### Aim of the exercise
Tell how many lines in these records contain the string "components", with only the number as the reply.

☆ ☆ ☆ ☆ ☆

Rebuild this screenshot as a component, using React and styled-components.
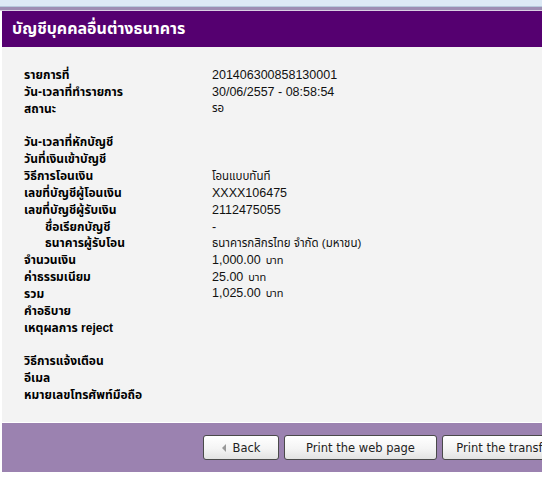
import React from "react";
import styled, { createGlobalStyle } from "styled-components";

const Global = createGlobalStyle`
  html, body { margin: 0; padding: 0; background: #ffffff; }
  body { font-family: "Liberation Sans", "Noto Sans Thai", "Noto Sans", sans-serif; overflow: hidden; }
`;

const Page = styled.div`
  width: 542px;
  height: 480px;
  padding-left: 2px;
  box-sizing: border-box;
  overflow: hidden;
  background: #ffffff;
`;

const TopStrip = styled.div`
  height: 6px;
  background: #dce9f5;
  border-bottom: 1px solid #b7c9dc;
  margin-left: -2px;
`;

const AccentLine = styled.div`
  height: 3px;
  background: #9d8db3;
  border-bottom: 1px solid #d9cfe3;
  margin-left: -2px;
`;

const Header = styled.div`
  height: 36px;
  background: #550070;
  color: #ffffff;
  display: flex;
  align-items: center;
  padding-left: 10px;
  font-size: 16px;
  font-weight: bold;
`;

const Content = styled.div`
  background: #f3f3f3;
  padding: 19px 0 19px 22px;
  height: 375px;
  box-sizing: border-box;
`;

const Row = styled.div`
  display: grid;
  grid-template-columns: 188px 1fr;
  height: 16.85px;
  align-items: center;
  font-size: 12px;
  color: #000;
`;

const Label = styled.div`
  font-weight: bold;
  padding-left: ${(p) => (p.$indent ? "21px" : "0")};
  white-space: nowrap;
`;

const Value = styled.div`
  font-size: ${(p) => (p.$thai ? "11.5px" : "12.5px")};
  color: #111;
  white-space: nowrap;
`;

const Unit = styled.span`
  font-size: 11px;
  margin-left: 5px;
`;

const Spacer = styled.div`
  height: 16.85px;
`;

const Footer = styled.div`
  height: 49px;
  margin-top: 1px;
  background: #9b82b0;
  display: flex;
  align-items: center;
  gap: 5px;
  padding-left: 201px;
`;

const Button = styled.button`
  flex: none;
  width: ${(p) => p.$w}px;
  height: 25px;
  border: 1px solid #4a4a4a;
  border-radius: 3px;
  background: linear-gradient(#ffffff, #f4f4f4 55%, #e2e2e2);
  font-family: "DejaVu Sans", Verdana, sans-serif;
  font-size: 11.5px;
  color: #222;
  display: flex;
  align-items: center;
  justify-content: center;
  gap: 7px;
  padding: 0;
  white-space: nowrap;
`;

const Arrow = styled.span`
  width: 0;
  height: 0;
  border-top: 4px solid transparent;
  border-bottom: 4px solid transparent;
  border-right: 4px solid #999;
`;

const rows = [
  ["รายการที่", "201406300858130001"],
  ["วัน-เวลาที่ทำรายการ", "30/06/2557 - 08:58:54"],
  ["สถานะ", "รอ", false, true],
  null,
  ["วัน-เวลาที่หักบัญชี", ""],
  ["วันที่เงินเข้าบัญชี", ""],
  ["วิธีการโอนเงิน", "โอนแบบทันที", false, true],
  ["เลขที่บัญชีผู้โอนเงิน", "XXXX106475"],
  ["เลขที่บัญชีผู้รับเงิน", "2112475055"],
  ["ชื่อเรียกบัญชี", "-", true],
  ["ธนาคารผู้รับโอน", "ธนาคารกสิกรไทย จำกัด (มหาชน)", true, true],
  ["จำนวนเงิน", "1,000.00", false, false, true],
  ["ค่าธรรมเนียม", "25.00", false, false, true],
  ["รวม", "1,025.00", false, false, true],
  ["คำอธิบาย", ""],
  ["เหตุผลการ reject", ""],
  null,
  ["วิธีการแจ้งเตือน", ""],
  ["อีเมล", ""],
  ["หมายเลขโทรศัพท์มือถือ", ""],
];

export default function App() {
  return (
    <Page>
      <Global />
      <TopStrip />
      <AccentLine />
      <Header>บัญชีบุคคลอื่นต่างธนาคาร</Header>
      <Content>
        {rows.map((r, i) =>
          r === null ? (
            <Spacer key={i} />
          ) : (
            <Row key={i}>
              <Label $indent={r[2]}>{r[0]}</Label>
              <Value $thai={r[3]}>
                {r[1]}
                {r[4] && <Unit>บาท</Unit>}
              </Value>
            </Row>
          )
        )}
      </Content>
      <Footer>
        <Button $w={76}>
          <Arrow />
          Back
        </Button>
        <Button $w={153}>Print the web page</Button>
        <Button $w={150}>Print the transfer slip</Button>
      </Footer>
    </Page>
  );
}
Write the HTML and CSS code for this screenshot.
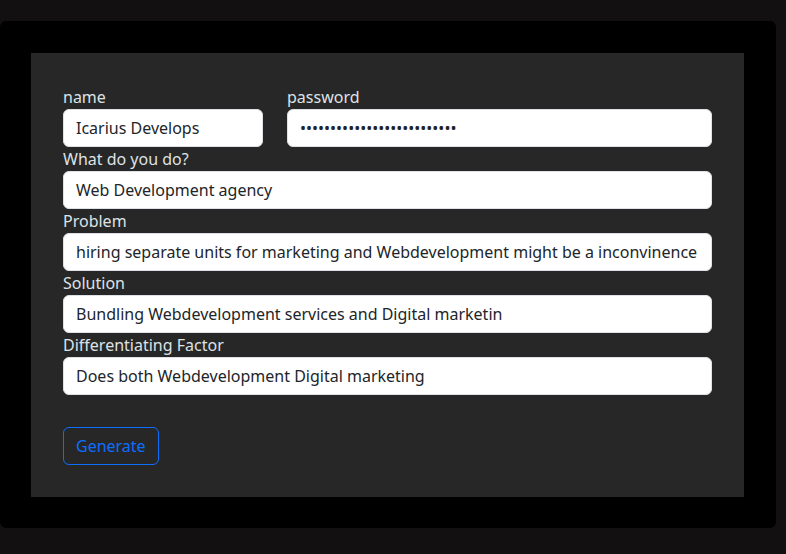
FILE: index.html
```html
<!DOCTYPE html>
<html lang="en">
<head>
<meta charset="utf-8">
<title>Generator</title>
<link rel="stylesheet" href="styles.css">
</head>
<body>
<div class="frame">
  <form class="panel">
    <div class="row-two">
      <div class="field">
        <label class="label" for="name">name</label>
        <input class="control" id="name" type="text" value="Icarius Develops">
      </div>
      <div class="field">
        <label class="label" for="pw">password</label>
        <input class="control" id="pw" type="password" value="abcdefghijklmnopqrstuvwxyz">
      </div>
    </div>
    <div class="field">
      <label class="label" for="what">What do you do?</label>
      <input class="control" id="what" type="text" value="Web Development agency">
    </div>
    <div class="field">
      <label class="label" for="problem">Problem</label>
      <input class="control" id="problem" type="text" value="hiring separate units for marketing and Webdevelopment might be a inconvinence">
    </div>
    <div class="field">
      <label class="label" for="solution">Solution</label>
      <input class="control" id="solution" type="text" value="Bundling Webdevelopment services and Digital marketin">
    </div>
    <div class="field">
      <label class="label" for="diff">Differentiating Factor</label>
      <input class="control" id="diff" type="text" value="Does both Webdevelopment Digital marketing">
    </div>
    <div class="actions">
      <button class="btn-outline" type="button">Generate</button>
    </div>
  </form>
</div>
</body>
</html>
```

FILE: styles.css
```css
html, body {
  margin: 0;
  padding: 0;
  background: #121010;
  height: 100%;
}
body {
  font-family: "Noto Sans", "Open Sans", sans-serif;
  font-size: 16px;
  line-height: 24px;
  color: #dee2e6;
  padding-top: 21px;
  box-sizing: border-box;
}
.frame {
  width: 776px;
  box-sizing: border-box;
  background: #000;
  border-radius: 6px;
  padding: 32px 32px 31px 31px;
}
.panel {
  background: #272727;
  padding: 32px;
  display: flex;
  flex-direction: column;
}
.row-two {
  display: grid;
  grid-template-columns: 200px 1fr;
  column-gap: 24px;
}
.field {
  display: flex;
  flex-direction: column;
}
.label {
  display: block;
  height: 24px;
  line-height: 24px;
  color: #dee2e6;
}
.control {
  font-family: inherit;
  font-size: 16px;
  line-height: 24px;
  height: 38px;
  box-sizing: border-box;
  padding: 6px 12px;
  border: 1px solid #dee2e6;
  border-radius: 6px;
  background: #fff;
  color: #212529;
  width: 100%;
  margin: 0;
  outline: none;
}
.actions {
  margin-top: 32px;
  display: flex;
}
.btn-outline {
  font-family: inherit;
  font-size: 16px;
  line-height: 24px;
  padding: 6px 12px;
  border: 1px solid #0d6efd;
  border-radius: 6px;
  background: transparent;
  color: #0d6efd;
  cursor: pointer;
  margin: 0;
}
```
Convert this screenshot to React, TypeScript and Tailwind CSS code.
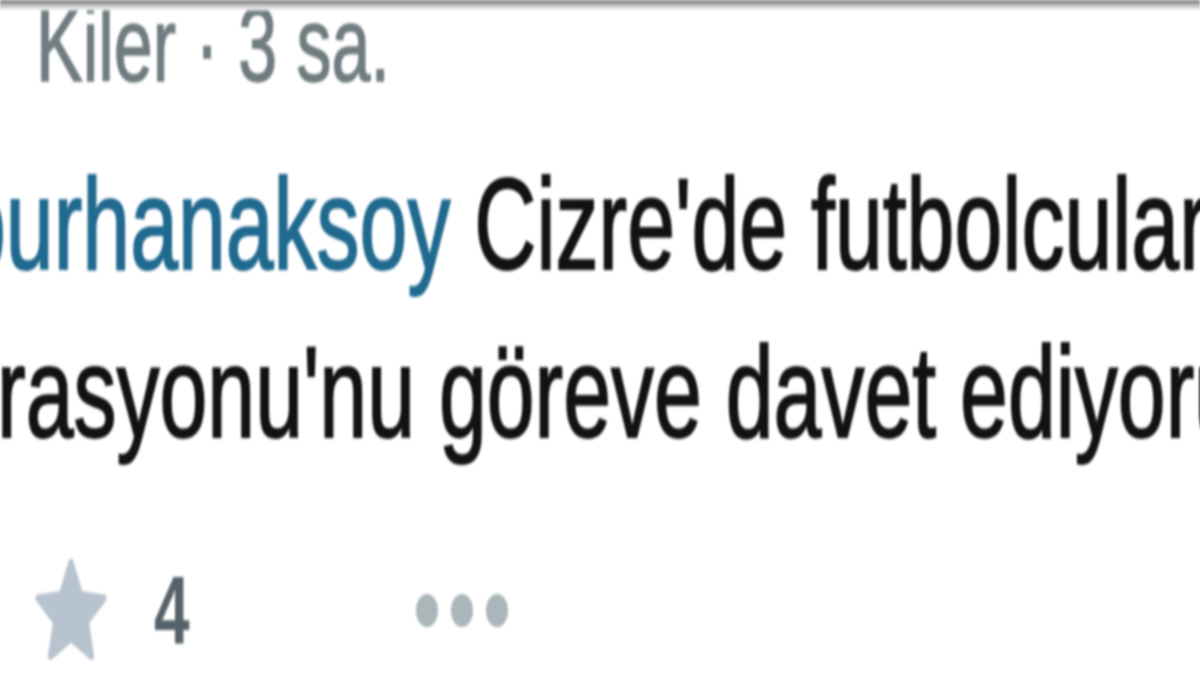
import React from "react";

// Tweet snippet, shown zoomed and stretched vertically (1.5x) like a TV capture
export default function App() {
  return (
    <div className="h-[675px] w-[1200px] overflow-hidden bg-white">
      <div
        className="relative h-[450px] w-[1200px] origin-top scale-y-150 blur-[1px]"
        style={{ fontFamily: '"Liberation Sans", Arial, sans-serif' }}
      >
        {/* top edge shading */}
        <div className="absolute inset-x-0 top-0 h-[7px] bg-gradient-to-b from-[#6f6f6f] via-[#bdbdbd] to-white" />

        {/* Header: name + time */}
        <div className="whitespace-nowrap pl-[36px] text-[70px] leading-[60px] text-[#6f7c80] [-webkit-text-stroke:1px_currentColor]">
          Kiler · 3 sa.
        </div>

        {/* Tweet body */}
        <div className="mt-[33px] whitespace-nowrap text-[86px] leading-[112px] text-[#121212] [-webkit-text-stroke:1.3px_currentColor]">
          <div className="ml-[-42px]">
            <span className="text-[#20698f]">burhanaksoy</span> Cizre'de futbolcular
          </div>
          <div className="ml-[-3px]">rasyonu'nu göreve davet ediyorum</div>
        </div>

        {/* Actions */}
        <div className="mt-[56px] flex h-[68px] items-center">
          <svg
            viewBox="0 0 24 24"
            className="ml-[32px] h-[78px] w-[78px] shrink-0"
            fill="#b7c3ce"
            stroke="#b7c3ce"
            strokeWidth="1.6"
            strokeLinejoin="round"
          >
            <path d="M12 2.2l2.95 6.6 7.15.7-5.4 4.8 1.6 7.05L12 17.7l-6.3 3.65 1.6-7.05-5.4-4.8 7.15-.7z" />
          </svg>
          <span className="ml-[44px] text-[64px] font-bold leading-none text-[#56626a]">4</span>
          <div className="ml-[226px] flex gap-[13px]">
            <span className="h-[22px] w-[22px] rounded-full bg-[#aab6ba]" />
            <span className="h-[22px] w-[22px] rounded-full bg-[#aab6ba]" />
            <span className="h-[22px] w-[22px] rounded-full bg-[#aab6ba]" />
          </div>
        </div>
      </div>
    </div>
  );
}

☆ ☆ ☆ ☆ ☆

### Answer for the task
2